For years, maybe decades, I’d been plagued with a little curse called “cervical polyps.” Wikipedia defines them thus: A cervical polyp is a common benign polyp or tumour on the surface of the cervical canal. They can cause irregular menstrual bleeding (and it did) but often show no symptoms (other than the damned bleeding, of course). Treatment consists of simple removal of the polyp and prognosis is generally good. About 1% of cervical polyps will show neoplastic change which may lead to cancer. They are most common in post-menstrual, pre-menopausal women who have been pregnant.
Well, I should have been too old, and I was childless besides(I forgot to have children). But the damned things kept coming back. And back. And back again. And then one day, just like Jessup, they changed. And when I had them evicted, they contained cancer cells. Hysterectomy, the doctor said. Fine, I said. March 19, he countered. Nope. Can’t do it, I replied.
He responded with incredulity, understandably. Why not, he said. I’m making a movie, I answered. He shook his head and sighed. What are you doing the 23rd, he asked.
Evicting this bastard, I said. Wanna help?

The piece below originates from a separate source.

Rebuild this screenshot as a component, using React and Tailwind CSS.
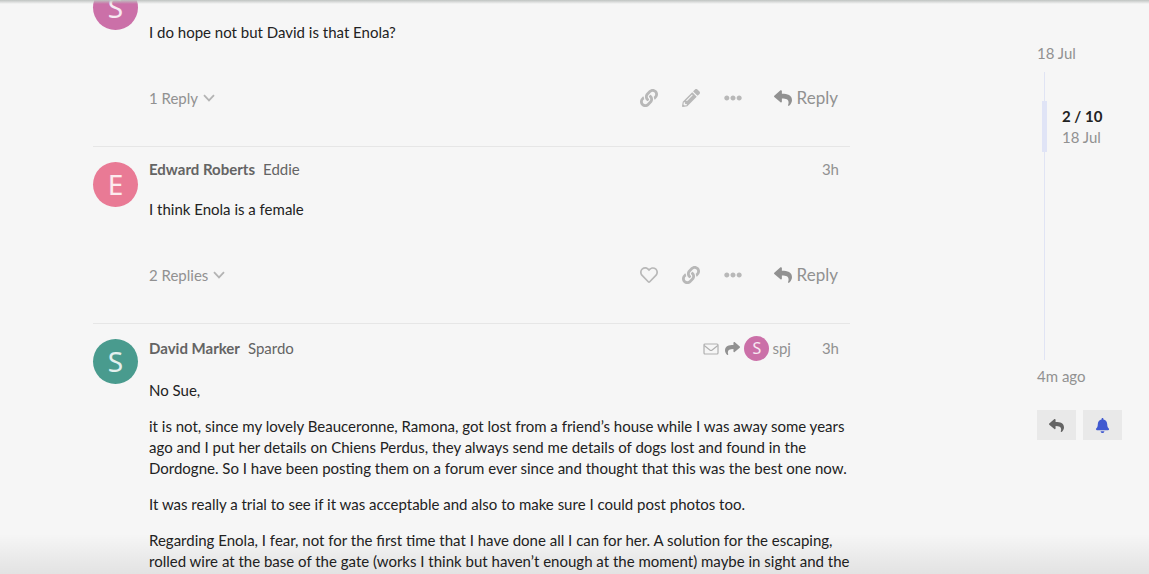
import {
  FaBell,
  FaEllipsisH,
  FaLink,
  FaPencilAlt,
  FaRegHeart,
  FaReply,
  FaShare,
} from "react-icons/fa";

const POSTS = [
  {
    id: 1,
    letter: "S",
    avatar: "bg-[#cb70a8]",
    body: ["I do hope not but David is that Enola?"],
    replies: "1 Reply",
    actions: ["link", "edit", "more"],
  },
  {
    id: 2,
    name: "Edward Roberts",
    username: "Eddie",
    letter: "E",
    avatar: "bg-[#e97a95]",
    time: "3h",
    body: ["I think Enola is a female"],
    replies: "2 Replies",
    actions: ["like", "link", "more"],
  },
  {
    id: 3,
    name: "David Marker",
    username: "Spardo",
    letter: "S",
    avatar: "bg-[#499b8e]",
    time: "3h",
    replyTo: { username: "spj", letter: "S" },
    body: [
      "No Sue,",
      "it is not, since my lovely Beauceronne, Ramona, got lost from a friend’s house while I was away some years ago and I put her details on Chiens Perdus, they always send me details of dogs lost and found in the Dordogne. So I have been posting them on a forum ever since and thought that this was the best one now.",
      "It was really a trial to see if it was acceptable and also to make sure I could post photos too.",
      "Regarding Enola, I fear, not for the first time that I have done all I can for her. A solution for the escaping, rolled wire at the base of the gate (works I think but haven’t enough at the moment) maybe in sight and the",
    ],
  },
];

const ACTIONS = {
  like: { label: "Like this post", Icon: FaRegHeart },
  link: { label: "Share a link to this post", Icon: FaLink },
  edit: { label: "Edit this post", Icon: FaPencilAlt },
  more: { label: "Show more", Icon: FaEllipsisH },
};

function ChevronIcon() {
  return (
    <svg viewBox="0 0 12 8" className="w-3 h-2" aria-hidden="true">
      <path d="M1 1.2 L6 6.4 L11 1.2" fill="none" stroke="#b4b4b4" strokeWidth="1.8" />
    </svg>
  );
}

function EnvelopeIcon() {
  return (
    <svg viewBox="0 0 16 12" className="w-4 h-3" aria-hidden="true">
      <rect x="1" y="1" width="14" height="10" rx="1" fill="none" stroke="#b0b0b0" strokeWidth="1.2" />
      <path d="M1.2 2.6 L6.8 6.9 Q8 7.7 9.2 6.9 L14.8 2.6" fill="none" stroke="#b0b0b0" strokeWidth="1.2" />
    </svg>
  );
}

function PostHeader({ post }) {
  return (
    <header className="flex items-center min-h-[21px] pr-[11px] text-[#919191]">
      {post.name && (
        <>
          <a href="#user" className="font-bold text-[#646464]">{post.name}</a>
          <a href="#user" className="ml-2 text-[#646464]">{post.username}</a>
        </>
      )}
      <div className="ml-auto flex items-center">
        {post.replyTo && (
          <>
            <EnvelopeIcon />
            <a href="#parent" className="flex items-center ml-1.5 mr-[31px]">
              <FaShare className="size-[15px]" aria-hidden="true" />
              <span className="ml-1 size-[25px] rounded-full bg-[#cb70a8] text-white/85 font-['Noto_Sans',sans-serif] text-[16px] leading-[25px] text-center">
                {post.replyTo.letter}
              </span>
              <span className="ml-[3px]">{post.replyTo.username}</span>
            </a>
          </>
        )}
        {post.time && <a href="#post">{post.time}</a>}
      </div>
    </header>
  );
}

function PostFooter({ post }) {
  return (
    <footer className="flex items-center h-9 mt-[37px] mb-[30px] text-[#919191]">
      <button type="button" className="flex items-center gap-[5px]">
        {post.replies}
        <ChevronIcon />
      </button>
      <div className="ml-auto flex items-center">
        {post.actions.map((key) => {
          const { label, Icon } = ACTIONS[key];
          return (
            <button
              key={key}
              type="button"
              aria-label={label}
              className="flex items-center justify-center w-[42px] h-9 text-[#b8b8b8]"
            >
              <Icon className="size-[18px]" />
            </button>
          );
        })}
        <button type="button" className="flex items-center gap-[5px] pl-5 pr-3 text-[17px] leading-5">
          <FaReply className="size-[18px]" aria-hidden="true" />
          Reply
        </button>
      </div>
    </footer>
  );
}

function Post({ post }) {
  return (
    <article className="flex border-t border-[#e6e6e6]">
      <div
        className={`mt-[15px] mr-[11px] size-[45px] shrink-0 rounded-full text-center font-['Noto_Sans',sans-serif] text-[28px] leading-[45px] text-white/85 ${post.avatar}`}
      >
        {post.letter}
      </div>
      <div className="flex-1 min-w-0 pt-3">
        <PostHeader post={post} />
        <div className="flex flex-col gap-[15px] mt-[19px] text-[#222222]">
          {post.body.map((text) => (
            <p key={text}>{text}</p>
          ))}
        </div>
        {post.actions && <PostFooter post={post} />}
      </div>
    </article>
  );
}

function Timeline() {
  return (
    <aside className="w-[85px] shrink-0 pt-[43px] text-[#919191]">
      <a href="#first">18 Jul</a>
      <div className="h-72 mt-2 ml-[7px] pt-[29px] border-l border-[#e0e4f4]">
        <div className="flex items-center -ml-[3px]">
          <div className="w-[5px] h-[51px] bg-[#e0e4f6]" />
          <div className="ml-[15px]">
            <div className="font-bold text-[#222222]">2 / 10</div>
            <div>18 Jul</div>
          </div>
        </div>
      </div>
      <a href="#last" className="block mt-1.5">4m ago</a>
      <div className="flex gap-[7px] mt-[23px]">
        <button
          type="button"
          aria-label="Reply"
          className="flex items-center justify-center w-[39px] h-[30px] bg-[#e9e9e9] text-[#646464]"
        >
          <FaReply className="size-[15px]" />
        </button>
        <button
          type="button"
          aria-label="Notifications"
          className="flex items-center justify-center w-[39px] h-[30px] bg-[#e9e9e9] text-[#4059d0]"
        >
          <FaBell className="size-[15px]" />
        </button>
      </div>
    </aside>
  );
}

export default function App() {
  return (
    <div className="relative h-screen overflow-hidden bg-[#f6f6f6] font-['Lato',sans-serif] text-[15px] leading-[21px]">
      <div className="flex justify-between gap-8 pl-[93px] pr-[27px]">
        {/* scrolled a little way into the topic */}
        <main className="flex-1 min-w-0 max-w-[757px] -mt-[31px]">
          {POSTS.map((post) => (
            <Post key={post.id} post={post} />
          ))}
        </main>
        <Timeline />
      </div>
      {/* edge of the site header and its shadow */}
      <div className="absolute inset-x-0 top-0 h-1 bg-linear-to-b from-[#bfc3c1] to-transparent pointer-events-none" />
      <div className="absolute inset-x-0 bottom-0 h-10 bg-linear-to-b from-transparent to-black/8 pointer-events-none" />
    </div>
  );
}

And so he did, and we did and I got to wait until I could shoot my little part in the little movie, and all was right with the world. For about 2 weeks. But all during those two weeks, a little bug was growing, way back in the back of the incision. Either someone nicked an intestine and let it loose, or it just fell out of the hospital air. But it survived, and grew. And about mid-April it came to get me.